Fuller has been saying all year that Variant was on track to have 1,500 trucks in its fleet by the end of the year. He said at the conference that the number was expected to be hit later that day.
But despite that target being reached, Fuller said part of the failure of Variant to produce bigger improvements in OR has been an earlier lag in some of the gains that Variant is expected to produce.
He spelled out the numbers. The costs of conversion are currently running at an annual run rate of about $30 million. But the improvement in margin per truck is about $25,000. To cover the costs of that conversion, a fleet of about 1,400 to 1,500 trucks is needed.
That number has now been reached. “Once we can scale beyond that is where we see earnings improvements, and that is where we are at,” Fuller said.
But even though the 1,500 end point has been reached, the process was slowed during the year, according to Fuller. Driver recruitment during the year was hampered by additional federal unemployment benefits that expired in September; Fuller said that as a result, the Variant division had no net positive driver growth in July and August. “We didn’t grow as fast as we thought we would,” he said. “So maybe we’re getting that inflection point a few quarters past that.”
Fuller had mentioned an “inflection point” for Variant on the company’s first-quarter earnings call.
The failure of Variant to have a noticeable impact on U.S. Xpress’ current finances appears to have hit the stock price.

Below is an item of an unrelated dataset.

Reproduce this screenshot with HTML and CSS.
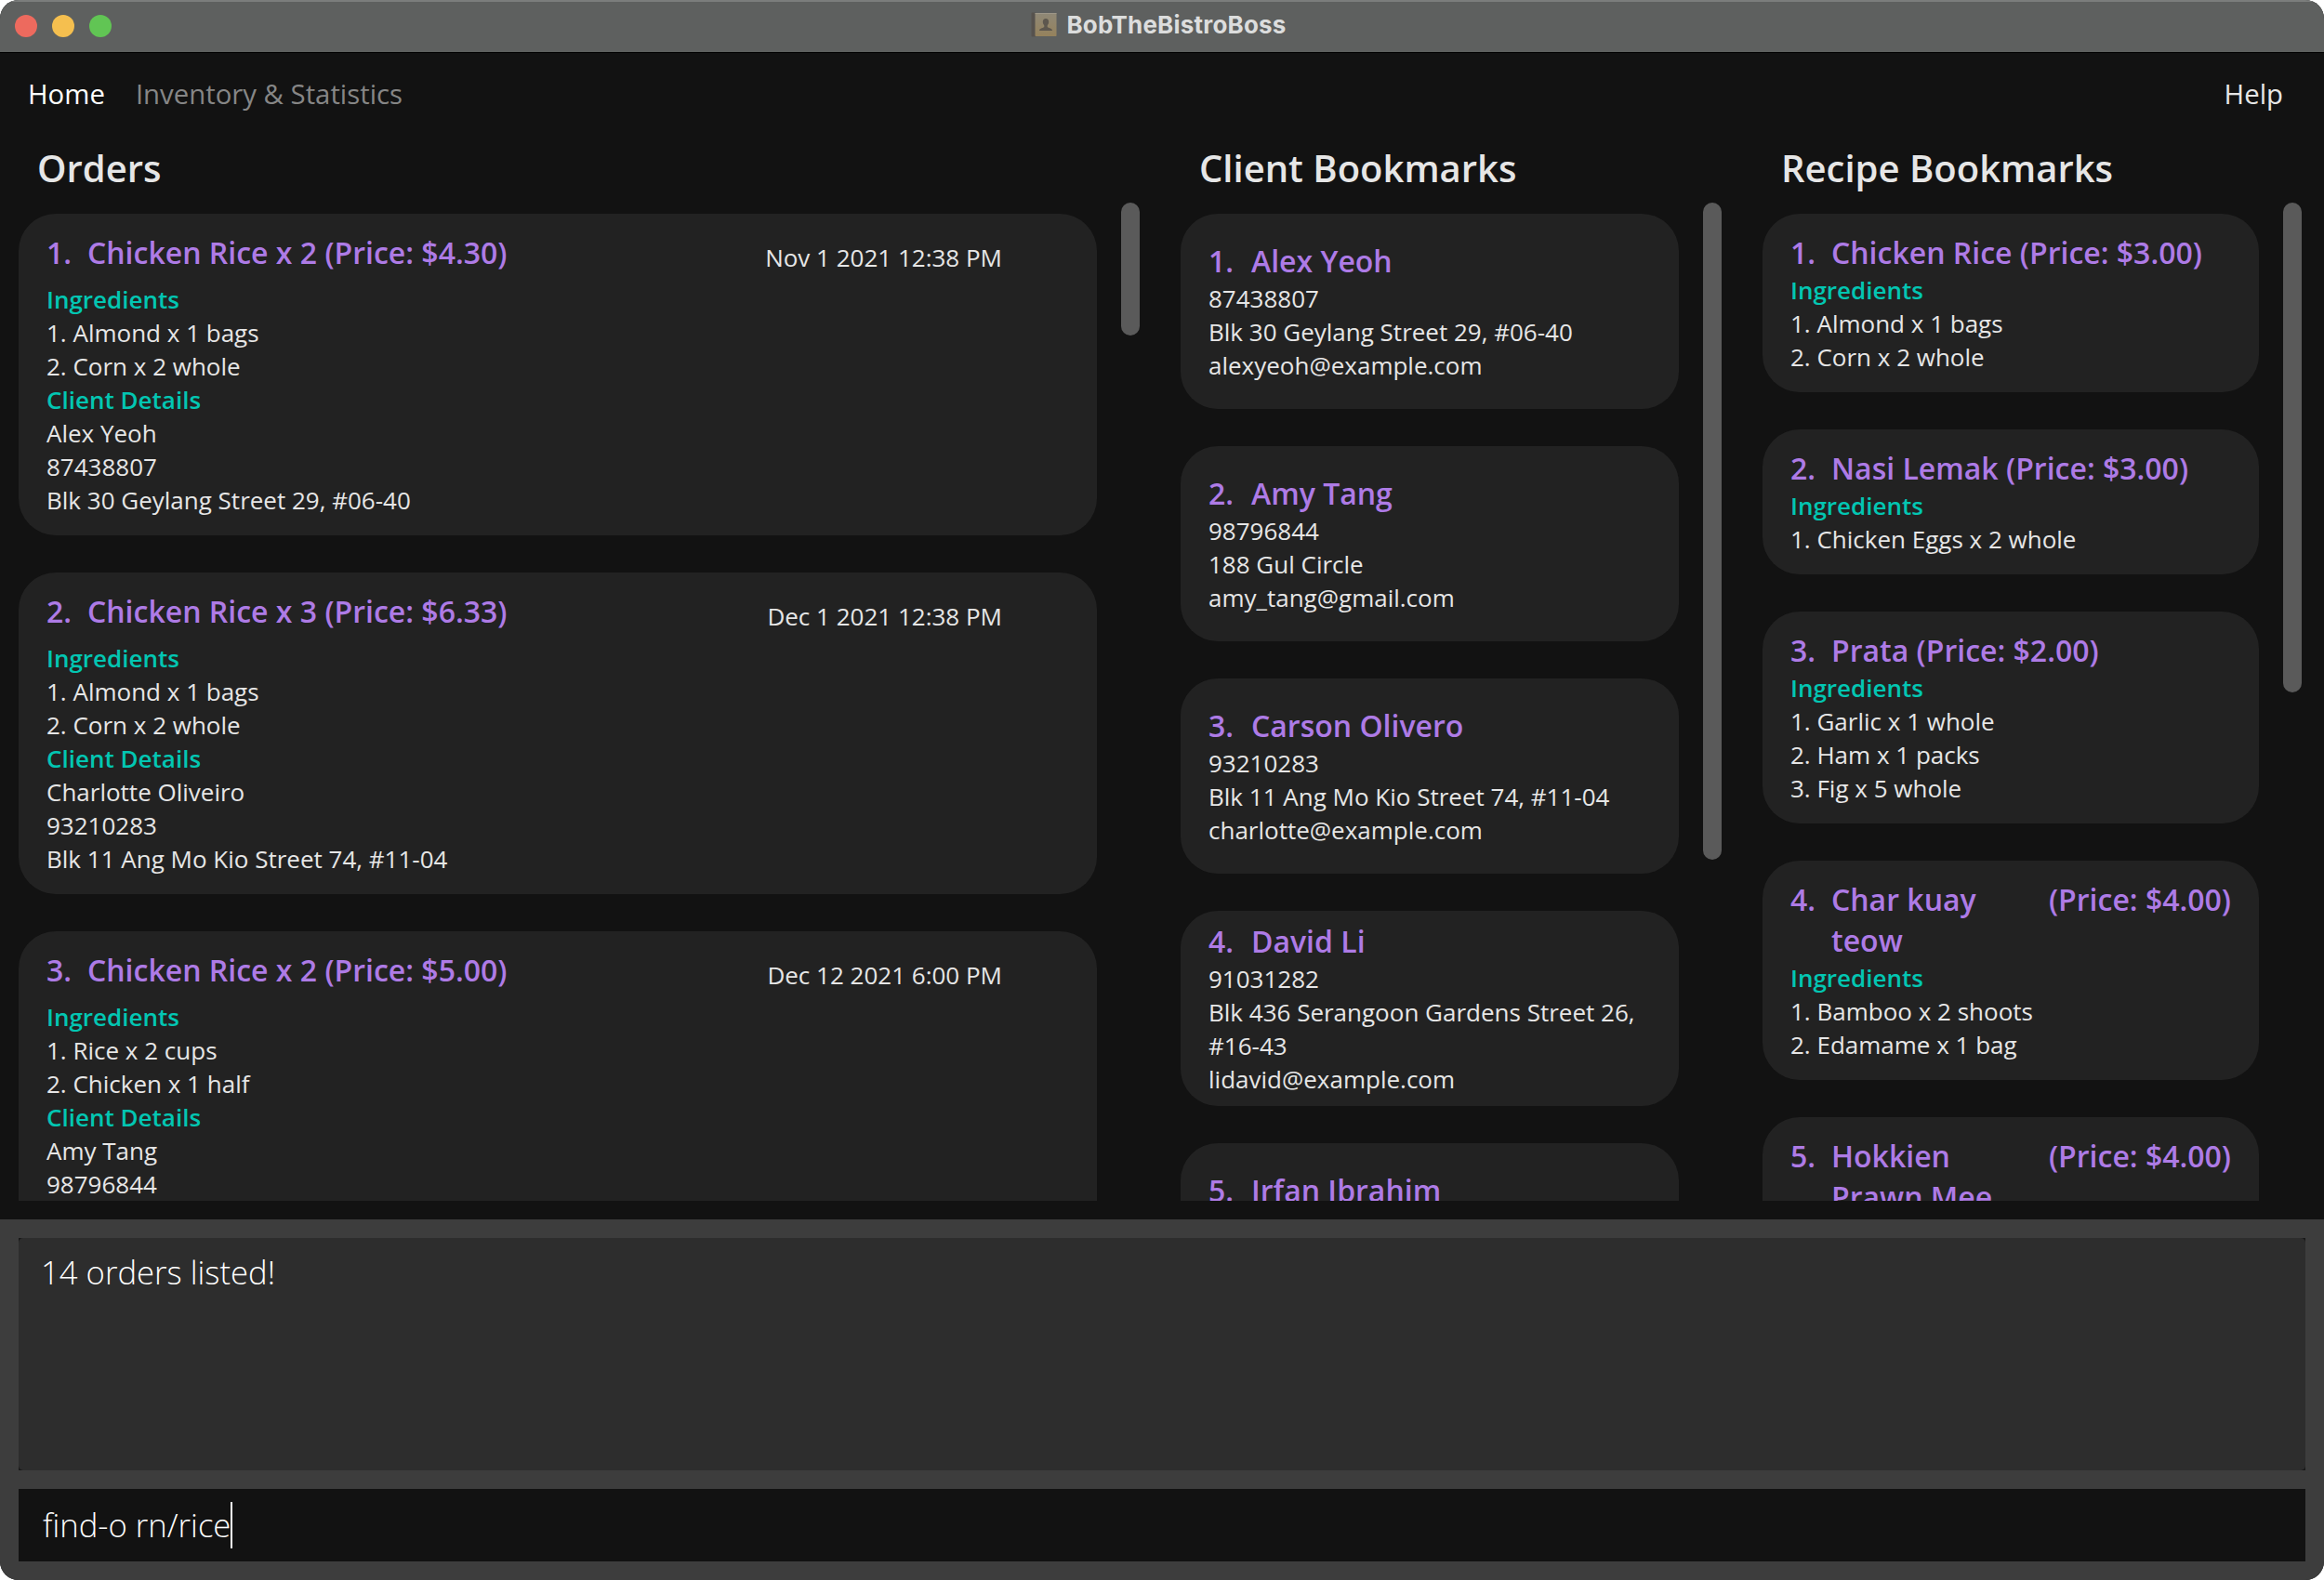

U.S. Xpress is down more than 44% from its 52-week high of $12.33 set on March 31 and is down about 7.5% in the last 52 weeks.
By contrast, truckload carrier Werner (NASDAQ: WERN) is up 12% over the 52 weeks and is down just 10% from its 52-week high, set in May.
“As long as our truck count is growing, and we can maintain this growth, we will see sequential improvement from quarter to quarter, and maybe we can outrun seasonality,” Fuller added.
In earnings calls with analysts, Fuller has often been pressed to give specifics on how the Variant model is different from that for the legacy business at U.S. Xpress or at other companies. Details have been emerging, though at times it appeared as if the analysts wanted more than what was being discussed within the format of a quarterly earnings presentation.
However, at the Stephens conference, Fuller got specific about one particular area: driver recruitment. And he laid out a model that is unique and designed for “scalability,” a word that Fuller often uses in discussing how U.S. Xpress expects Variant to succeed.
Under the plan, drivers who recruit other drivers are known as ambassadors, and it comes with a financial incentive that goes beyond the payment of a one-time bonus. Fuller said ambassadors also get 2 cents per mile for every mile driven by the person they recruit.
Not only that, but if that driver then recruits another driver, the miles of that third driver yield 2 cents per mile not only to the person who recruited them but also to the original driver. So if driver Bob recruits driver Sue, and then Sue recruits driver Steve, Steve’s miles result in a payment not only to Sue but to Bob as well.
That chain of drivers is known as a “squad,” Fuller said, and it can be lucrative. One driver this year at Variant will make about $200,000, he said, and a good chunk of those earnings is coming from funds in his paycheck provided by the miles driven by members of that driver’s squad.
Fuller said the old model of recruiting — “hundreds of thousands of dollars in things like Facebook advertisements” and a “small army processing applications and trying to hire drivers” — was not scalable. But the model of the ambassadors and the squads is scalable, he said, because it incentivizes drivers not only to recruit new drivers but also to work with them to ensure they stay on board.
“If I am getting 2 cents per mile, I am going to call you and make sure you’re happy,” Fuller said. “So it is creating some positive retention. We think this is a model that has real scalability potential.”
Where all this is going, Fuller said, is a company that is seeking to double its revenue in the next three to four years. It would be a company that would have “a good bit” more trucks, and a lot of that would be in Variant.
Through three quarters, U.S. Xpress’ revenue this year was approximately $1.4 billion. That is an annual run rate of close to $1.9 billion.
With that growth, U.S. Xpress will be a bigger player in the market, giving it more access to capital, Fuller said, “whereas some of the smaller guys won’t have that.”
Disclosure: FreightWaves founder and CEO Craig Fuller retains ownership of U.S. Xpress shares through his family trust.